The hack of a Tesla Model S back in September 2016 grabbed considerable headlines. Researchers from Chinese tech giant Tencent, an investor in the OEM, were able to remotely control features like door locks, seats, indicators and, most worryingly, the brakes.
Less than a year later, in July 2017, the same team was able to hack a Model X, with similar results. A statement from Tesla assured owners that the risk of such events occurring in the wild was very low, and Tencent affirmed that its complex methods required certain circumstances which would be difficult to replicate. The statistics back Tesla up – to date, there have been no malicious examples of car-hacking.
If you have a process with access to the CAN bus running, this could potentially be used to take control of a vehicle.
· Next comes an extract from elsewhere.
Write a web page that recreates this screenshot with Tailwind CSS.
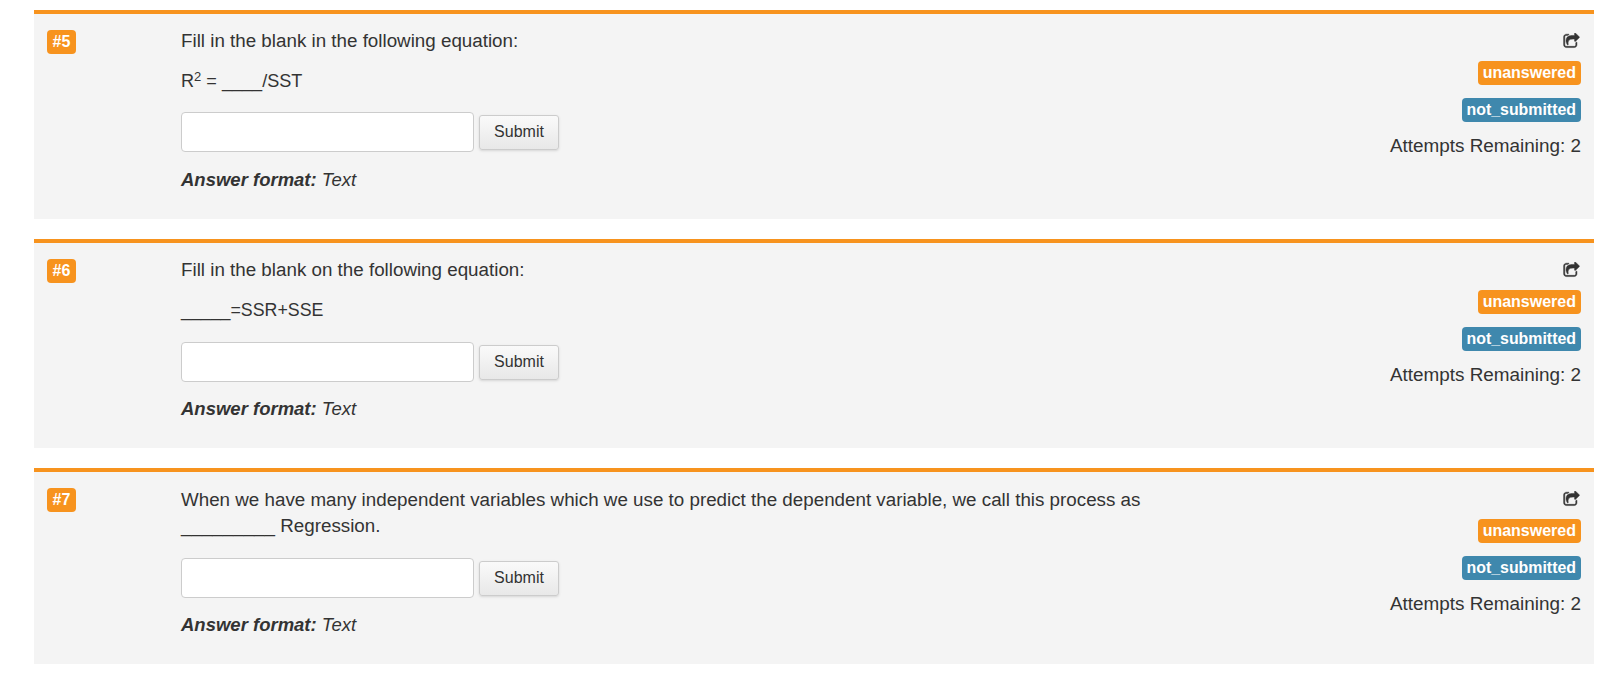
<!DOCTYPE html>
<html lang="en">
<head>
<meta charset="UTF-8">
<title>Questions</title>
<script src="https://cdn.jsdelivr.net/npm/@tailwindcss/browser@4"></script>
</head>
<body class="bg-white font-['Liberation_Sans',Arial,sans-serif] text-[18.8px] text-[#333]">
<div class="pl-[34px] pr-[22px] pt-[10px]">

  <!-- question 5 -->
  <div class="flex h-[209px] border-t-4 border-[#f7931e] bg-[#f4f4f4] mb-[20px]">
    <div class="flex w-[147px] shrink-0 items-start pl-[13px] pt-[16px]">
      <span class="flex h-[24px] w-[29px] items-center justify-center rounded-[4px] bg-[#f7931e] text-[16px] font-bold text-white">#5</span>
    </div>
    <div class="flex-1 pt-[15px]">
      <p class="leading-[24px]">Fill in the blank in the following equation:</p>
      <p class="mt-[16px] text-[18.1px] leading-[24px]">R<sup class="text-[13px] leading-none">2</sup> = ____/SST</p>
      <div class="mt-[19px] flex items-center gap-[5px]">
        <input type="text" class="h-[40px] w-[293px] rounded-[4px] border border-[#ccc] bg-white">
        <button class="h-[35px] w-[80px] rounded-[3px] border border-[#ccc] bg-gradient-to-b from-[#fafafa] to-[#e8e8e8] text-[16px] text-[#333] shadow-sm">Submit</button>
      </div>
      <p class="mt-[16px] text-[18.5px] italic leading-[24px]"><b>Answer format:</b> Text</p>
    </div>
    <div class="flex flex-col items-end pr-[13px] pt-[19px]">
      <svg class="mr-[1px] h-[17px] w-[17px] fill-[#333] stroke-[#333] stroke-[50]" viewBox="0 0 1792 1792"><path d="M1472 989v259q0 119-84.5 203.5t-203.5 84.5h-832q-119 0-203.5-84.5t-84.5-203.5v-832q0-119 84.5-203.5t203.5-84.5h255q13 0 22.5 9.5t9.5 22.5q0 27-26 32-77 26-133 60-10 4-16 4h-112q-66 0-113 47t-47 113v832q0 66 47 113t113 47h832q66 0 113-47t47-113v-214q0-19 18-29 28-13 54-37 16-16 35-8 21 9 21 29zm237-496l-384 384q-18 19-45 19-12 0-25-5-39-17-39-59v-192h-160q-323 0-438 131-119 137-74 473 3 23-20 34-8 2-12 2-16 0-26-13-10-14-21-31t-39.5-68.5-49.5-99.5-38.5-114-17.5-122q0-49 3.5-91t14-90 28-88 47-81.5 68.5-74 94.5-61.5 124.5-48.5 159.5-30.5 196.5-11h160v-192q0-42 39-59 13-5 25-5 26 0 45 19l384 384q19 19 19 45t-19 45z"/></svg>
      <span class="mt-[11px] flex h-[24px] items-center rounded-[4px] bg-[#f7931e] px-[5px] text-[16px] font-bold text-white">unanswered</span>
      <span class="mt-[13px] flex h-[24px] items-center rounded-[4px] bg-[#3f88ad] px-[5px] text-[15.9px] font-bold text-white">not_submitted</span>
      <p class="mt-[12px] text-[18.9px] leading-[24px]">Attempts Remaining: 2</p>
    </div>
  </div>

  <!-- question 6 -->
  <div class="flex h-[209px] border-t-4 border-[#f7931e] bg-[#f4f4f4] mb-[20px]">
    <div class="flex w-[147px] shrink-0 items-start pl-[13px] pt-[16px]">
      <span class="flex h-[24px] w-[29px] items-center justify-center rounded-[4px] bg-[#f7931e] text-[16px] font-bold text-white">#6</span>
    </div>
    <div class="flex-1 pt-[15px]">
      <p class="leading-[24px]">Fill in the blank on the following equation:</p>
      <p class="mt-[16px] text-[17.8px] leading-[24px]">_____=SSR+SSE</p>
      <div class="mt-[20px] flex items-center gap-[5px]">
        <input type="text" class="h-[40px] w-[293px] rounded-[4px] border border-[#ccc] bg-white">
        <button class="h-[35px] w-[80px] rounded-[3px] border border-[#ccc] bg-gradient-to-b from-[#fafafa] to-[#e8e8e8] text-[16px] text-[#333] shadow-sm">Submit</button>
      </div>
      <p class="mt-[15px] text-[18.5px] italic leading-[24px]"><b>Answer format:</b> Text</p>
    </div>
    <div class="flex flex-col items-end pr-[13px] pt-[19px]">
      <svg class="mr-[1px] h-[17px] w-[17px] fill-[#333] stroke-[#333] stroke-[50]" viewBox="0 0 1792 1792"><path d="M1472 989v259q0 119-84.5 203.5t-203.5 84.5h-832q-119 0-203.5-84.5t-84.5-203.5v-832q0-119 84.5-203.5t203.5-84.5h255q13 0 22.5 9.5t9.5 22.5q0 27-26 32-77 26-133 60-10 4-16 4h-112q-66 0-113 47t-47 113v832q0 66 47 113t113 47h832q66 0 113-47t47-113v-214q0-19 18-29 28-13 54-37 16-16 35-8 21 9 21 29zm237-496l-384 384q-18 19-45 19-12 0-25-5-39-17-39-59v-192h-160q-323 0-438 131-119 137-74 473 3 23-20 34-8 2-12 2-16 0-26-13-10-14-21-31t-39.5-68.5-49.5-99.5-38.5-114-17.5-122q0-49 3.5-91t14-90 28-88 47-81.5 68.5-74 94.5-61.5 124.5-48.5 159.5-30.5 196.5-11h160v-192q0-42 39-59 13-5 25-5 26 0 45 19l384 384q19 19 19 45t-19 45z"/></svg>
      <span class="mt-[11px] flex h-[24px] items-center rounded-[4px] bg-[#f7931e] px-[5px] text-[16px] font-bold text-white">unanswered</span>
      <span class="mt-[13px] flex h-[24px] items-center rounded-[4px] bg-[#3f88ad] px-[5px] text-[15.9px] font-bold text-white">not_submitted</span>
      <p class="mt-[12px] text-[18.9px] leading-[24px]">Attempts Remaining: 2</p>
    </div>
  </div>

  <!-- question 7 -->
  <div class="flex h-[196px] border-t-4 border-[#f7931e] bg-[#f4f4f4]">
    <div class="flex w-[147px] shrink-0 items-start pl-[13px] pt-[16px]">
      <span class="flex h-[24px] w-[29px] items-center justify-center rounded-[4px] bg-[#f7931e] text-[16px] font-bold text-white">#7</span>
    </div>
    <div class="flex-1 pt-[15px]">
      <p class="max-w-[980px] leading-[26px]">When we have many independent variables which we use to predict the dependent variable, we call this process as _________ Regression.</p>
      <div class="mt-[19px] flex items-center gap-[5px]">
        <input type="text" class="h-[40px] w-[293px] rounded-[4px] border border-[#ccc] bg-white">
        <button class="h-[35px] w-[80px] rounded-[3px] border border-[#ccc] bg-gradient-to-b from-[#fafafa] to-[#e8e8e8] text-[16px] text-[#333] shadow-sm">Submit</button>
      </div>
      <p class="mt-[15px] text-[18.5px] italic leading-[24px]"><b>Answer format:</b> Text</p>
    </div>
    <div class="flex flex-col items-end pr-[13px] pt-[19px]">
      <svg class="mr-[1px] h-[17px] w-[17px] fill-[#333] stroke-[#333] stroke-[50]" viewBox="0 0 1792 1792"><path d="M1472 989v259q0 119-84.5 203.5t-203.5 84.5h-832q-119 0-203.5-84.5t-84.5-203.5v-832q0-119 84.5-203.5t203.5-84.5h255q13 0 22.5 9.5t9.5 22.5q0 27-26 32-77 26-133 60-10 4-16 4h-112q-66 0-113 47t-47 113v832q0 66 47 113t113 47h832q66 0 113-47t47-113v-214q0-19 18-29 28-13 54-37 16-16 35-8 21 9 21 29zm237-496l-384 384q-18 19-45 19-12 0-25-5-39-17-39-59v-192h-160q-323 0-438 131-119 137-74 473 3 23-20 34-8 2-12 2-16 0-26-13-10-14-21-31t-39.5-68.5-49.5-99.5-38.5-114-17.5-122q0-49 3.5-91t14-90 28-88 47-81.5 68.5-74 94.5-61.5 124.5-48.5 159.5-30.5 196.5-11h160v-192q0-42 39-59 13-5 25-5 26 0 45 19l384 384q19 19 19 45t-19 45z"/></svg>
      <span class="mt-[11px] flex h-[24px] items-center rounded-[4px] bg-[#f7931e] px-[5px] text-[16px] font-bold text-white">unanswered</span>
      <span class="mt-[13px] flex h-[24px] items-center rounded-[4px] bg-[#3f88ad] px-[5px] text-[15.9px] font-bold text-white">not_submitted</span>
      <p class="mt-[12px] text-[18.9px] leading-[24px]">Attempts Remaining: 2</p>
    </div>
  </div>

</div>
</body>
</html>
There’s no way an infotainment system should be able to access critical systems on the CAN bus, be it directly or indirectly
That said, one detail to emerge from the hacks neatly highlights a central security concern for OEMs as vehicles become hubs of connectivity. In both incidents, the hackers exploited the in-vehicle web browser built into the infotainment system. Today, these infotainment systems are virtually the norm for new vehicles, and customer appetite for connected features in their dashboards and instrument clusters is only set to grow. The question for OEMs is, how can these functions be provided without creating new security risks?
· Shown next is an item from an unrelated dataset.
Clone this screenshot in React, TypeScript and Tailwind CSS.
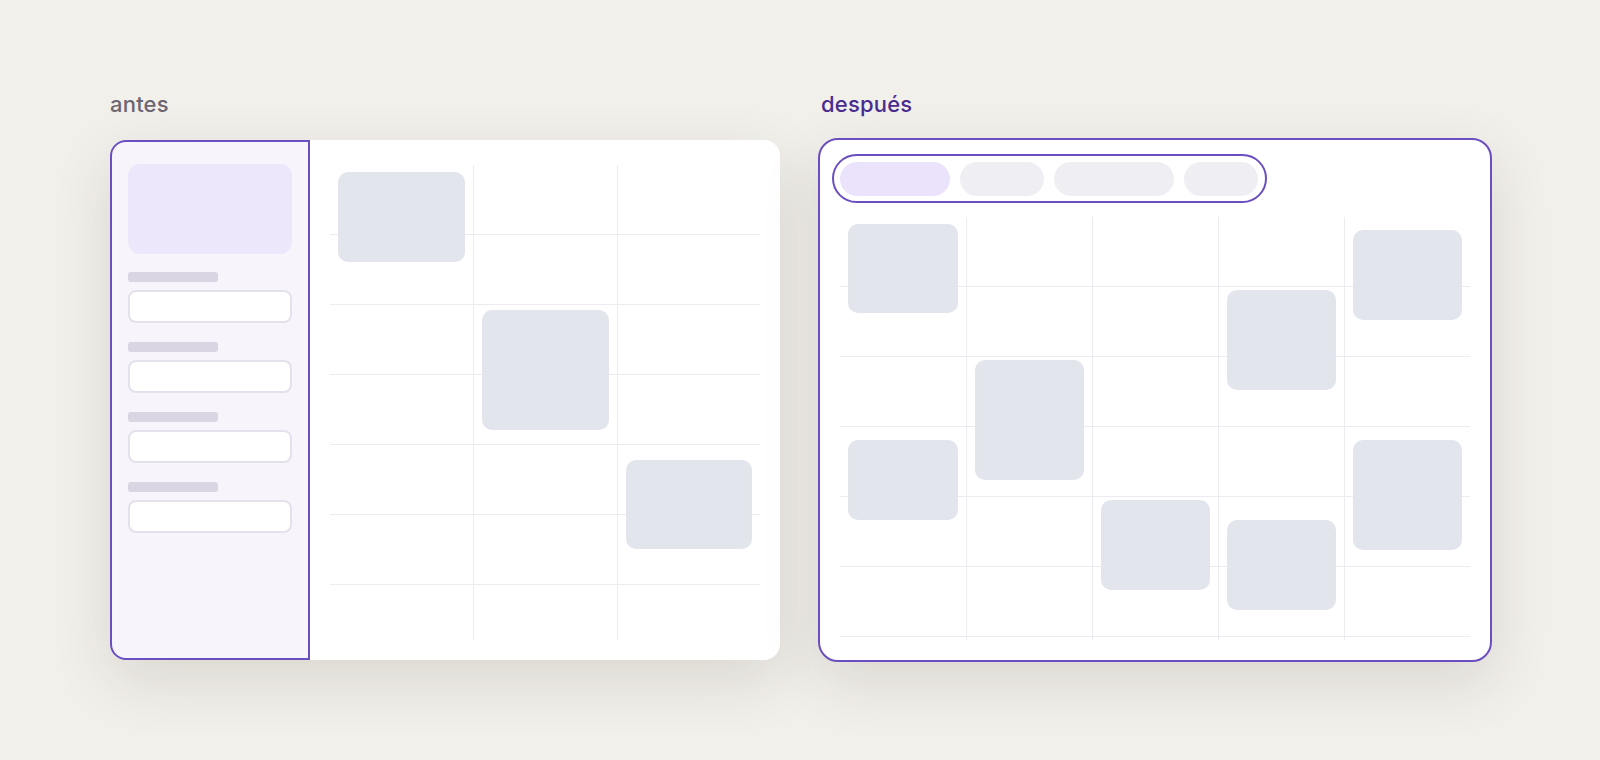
const PURPLE = "border-[#6b4fc0]";

type Block = { mt: number; h: number };

// left grid: 3 columns, block offsets from grid top
const BEFORE_COLS: Block[][] = [
  [{ mt: 7, h: 90 }],
  [{ mt: 145, h: 120 }],
  [{ mt: 295, h: 89 }],
];

// right grid: 5 columns
const AFTER_COLS: Block[][] = [
  [
    { mt: 7, h: 89 },
    { mt: 127, h: 80 },
  ],
  [{ mt: 143, h: 120 }],
  [{ mt: 283, h: 90 }],
  [
    { mt: 73, h: 100 },
    { mt: 130, h: 90 },
  ],
  [
    { mt: 13, h: 90 },
    { mt: 120, h: 110 },
  ],
];

const PILLS = [
  { w: 110, active: true },
  { w: 84, active: false },
  { w: 120, active: false },
  { w: 74, active: false },
];

function Grid({ cols, height, colsClass }: { cols: Block[][]; height: string; colsClass: string }) {
  return (
    <div
      className={[
        "grid overflow-hidden bg-[linear-gradient(to_bottom,transparent_69px,#ecebf1_69px)] bg-[length:100%_70px]",
        height,
        colsClass,
      ].join(" ")}
    >
      {cols.map((blocks, i) => (
        <div key={i} className={["flex flex-col px-2", i > 0 ? "border-l border-[#ecebf1]" : ""].join(" ")}>
          {blocks.map((b, j) => (
            <div
              key={j}
              className="shrink-0 rounded-[10px] bg-[#e2e5ec]"
              style={{ marginTop: b.mt, height: b.h }}
            />
          ))}
        </div>
      ))}
    </div>
  );
}

function Field() {
  return (
    <div className="mt-[19px] first:mt-0">
      <div className="h-[10px] w-[90px] rounded-[3px] bg-[#d9d5e2]" />
      <div className="mt-[8px] h-[33px] rounded-[8px] border-2 border-[#e5e1ec] bg-white" />
    </div>
  );
}

export default function App() {
  return (
    <main
      className="flex h-[760px] w-[1600px] gap-[38px] bg-[#f2f0eb] pl-[110px] pt-[93px]"
      style={{ fontFamily: "Inter, 'Noto Sans', sans-serif" }}
    >
      {/* antes */}
      <section className="flex flex-col">
        <p className="text-[22px] font-medium leading-[22px] tracking-[0.2px] text-[#6b6672]">antes</p>
        <div className="mt-[25px] flex h-[520px] w-[670px] rounded-[16px] bg-white shadow-[0_20px_60px_rgba(40,30,20,0.12)]">
          <aside className={`w-[200px] shrink-0 rounded-l-[16px] border-2 ${PURPLE} bg-[#f7f5fb] px-4 pt-[22px]`}>
            <div className="h-[90px] rounded-[12px] bg-[#ece7fb]" />
            <div className="mt-[18px] flex flex-col">
              <Field />
              <Field />
              <Field />
              <Field />
            </div>
          </aside>
          <div className="flex-1 px-5 pt-[25px]">
            <Grid cols={BEFORE_COLS} height="h-[475px]" colsClass="grid-cols-3" />
          </div>
        </div>
      </section>

      {/* después */}
      <section className="flex flex-col">
        <p className="ml-[3px] text-[22px] font-medium leading-[22px] tracking-[0.2px] text-[#4a2d8f]">después</p>
        <div
          className={`mt-[23px] h-[524px] w-[674px] rounded-[20px] border-2 ${PURPLE} bg-white shadow-[0_20px_60px_rgba(40,30,20,0.12)]`}
        >
          <div className="ml-3 mt-[14px] flex">
            <div className={`flex h-[49px] items-center gap-[10px] rounded-full border-2 ${PURPLE} pl-[6px] pr-[7px]`}>
              {PILLS.map((p, i) => (
                <div
                  key={i}
                  className={["h-[34px] rounded-full", p.active ? "bg-[#ebe3fb]" : "bg-[#efeef3]"].join(" ")}
                  style={{ width: p.w }}
                />
              ))}
            </div>
          </div>
          <div className="mx-5 mt-[14px]">
            <Grid cols={AFTER_COLS} height="h-[423px]" colsClass="grid-cols-5" />
          </div>
        </div>
      </section>
    </main>
  );
}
To answer this, it is important to understand what happened in examples like Tesla’s. Chuck Brokish, Director of Automotive Business Development at Green Hills Software, explains that in this case, the oversight lay in enabling access to the vehicle’s CAN bus, from where functions can be controlled, through the infotainment system. “What the previous hacks have demonstrated is, if you have a process with access to the CAN bus running, this could potentially be used to take control of a vehicle,” he says. “In this case, it was an example in which access control was not limited. And there’s no way an infotainment system should be able to access critical systems on the CAN bus, be it directly or indirectly.”
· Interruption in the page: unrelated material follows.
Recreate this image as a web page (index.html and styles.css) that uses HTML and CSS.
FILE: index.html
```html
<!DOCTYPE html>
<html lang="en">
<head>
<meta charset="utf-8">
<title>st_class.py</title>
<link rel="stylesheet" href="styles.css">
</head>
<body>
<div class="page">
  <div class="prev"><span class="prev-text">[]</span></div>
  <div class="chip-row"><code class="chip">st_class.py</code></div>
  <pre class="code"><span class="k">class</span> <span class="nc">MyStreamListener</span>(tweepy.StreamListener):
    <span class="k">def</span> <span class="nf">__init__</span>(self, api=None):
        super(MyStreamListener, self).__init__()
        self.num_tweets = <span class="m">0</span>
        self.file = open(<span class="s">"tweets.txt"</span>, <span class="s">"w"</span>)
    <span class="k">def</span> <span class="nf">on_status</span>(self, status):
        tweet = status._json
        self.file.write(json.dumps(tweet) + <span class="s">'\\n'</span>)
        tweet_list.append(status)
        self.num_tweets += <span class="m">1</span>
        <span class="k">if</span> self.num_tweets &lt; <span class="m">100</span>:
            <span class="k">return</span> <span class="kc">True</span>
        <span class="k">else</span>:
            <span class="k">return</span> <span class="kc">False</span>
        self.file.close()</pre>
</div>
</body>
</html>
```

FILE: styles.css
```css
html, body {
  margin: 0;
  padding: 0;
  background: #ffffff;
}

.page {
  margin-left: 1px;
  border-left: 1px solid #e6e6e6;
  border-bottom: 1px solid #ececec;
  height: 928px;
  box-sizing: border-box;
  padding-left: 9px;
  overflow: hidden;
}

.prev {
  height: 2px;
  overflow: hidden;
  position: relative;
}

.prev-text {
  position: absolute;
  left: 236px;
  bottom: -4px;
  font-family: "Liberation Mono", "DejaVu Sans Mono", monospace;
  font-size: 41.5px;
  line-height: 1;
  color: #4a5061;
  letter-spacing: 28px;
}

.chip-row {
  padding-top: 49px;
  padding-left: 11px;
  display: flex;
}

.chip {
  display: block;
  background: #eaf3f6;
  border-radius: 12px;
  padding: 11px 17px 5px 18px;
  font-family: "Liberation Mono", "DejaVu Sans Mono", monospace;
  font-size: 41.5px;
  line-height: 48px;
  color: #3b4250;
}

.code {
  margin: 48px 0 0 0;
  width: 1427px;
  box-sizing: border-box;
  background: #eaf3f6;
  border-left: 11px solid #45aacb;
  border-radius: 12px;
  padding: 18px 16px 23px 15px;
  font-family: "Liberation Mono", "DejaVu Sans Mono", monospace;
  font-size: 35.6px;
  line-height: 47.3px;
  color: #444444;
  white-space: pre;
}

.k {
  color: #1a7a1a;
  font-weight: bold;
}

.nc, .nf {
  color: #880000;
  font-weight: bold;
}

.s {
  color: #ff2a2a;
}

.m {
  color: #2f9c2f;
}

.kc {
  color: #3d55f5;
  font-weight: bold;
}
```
The fundamental concern, and one which the industry has been aware of for some time, is that as more vehicles get connected, so too do they become more susceptible to vulnerabilities. “The amount of code that’s getting put into vehicles, and the features that are being added, is growing at an alarming rate,” says Brokish. “Every line and module of code that you add is one more opportunity for vulnerabilities. More features mean more attack surfaces.” Modern vehicles can use over 150 million lines of code, and an infotainment system alone can use over 20 million lines.
What’s more, modern dashboards are characterised in part by a complex interplay between infotainment systems and instrument panels. “When we talk about safety critical, the dash today is far more complex than traditional dashes have been,” says Brokish. “There is far more content, because alongside the critical indicators and gauges, there is additional information from the infotainment system, such as mapping, turn-by-turn directions, radio, climate control, and other vehicle information.”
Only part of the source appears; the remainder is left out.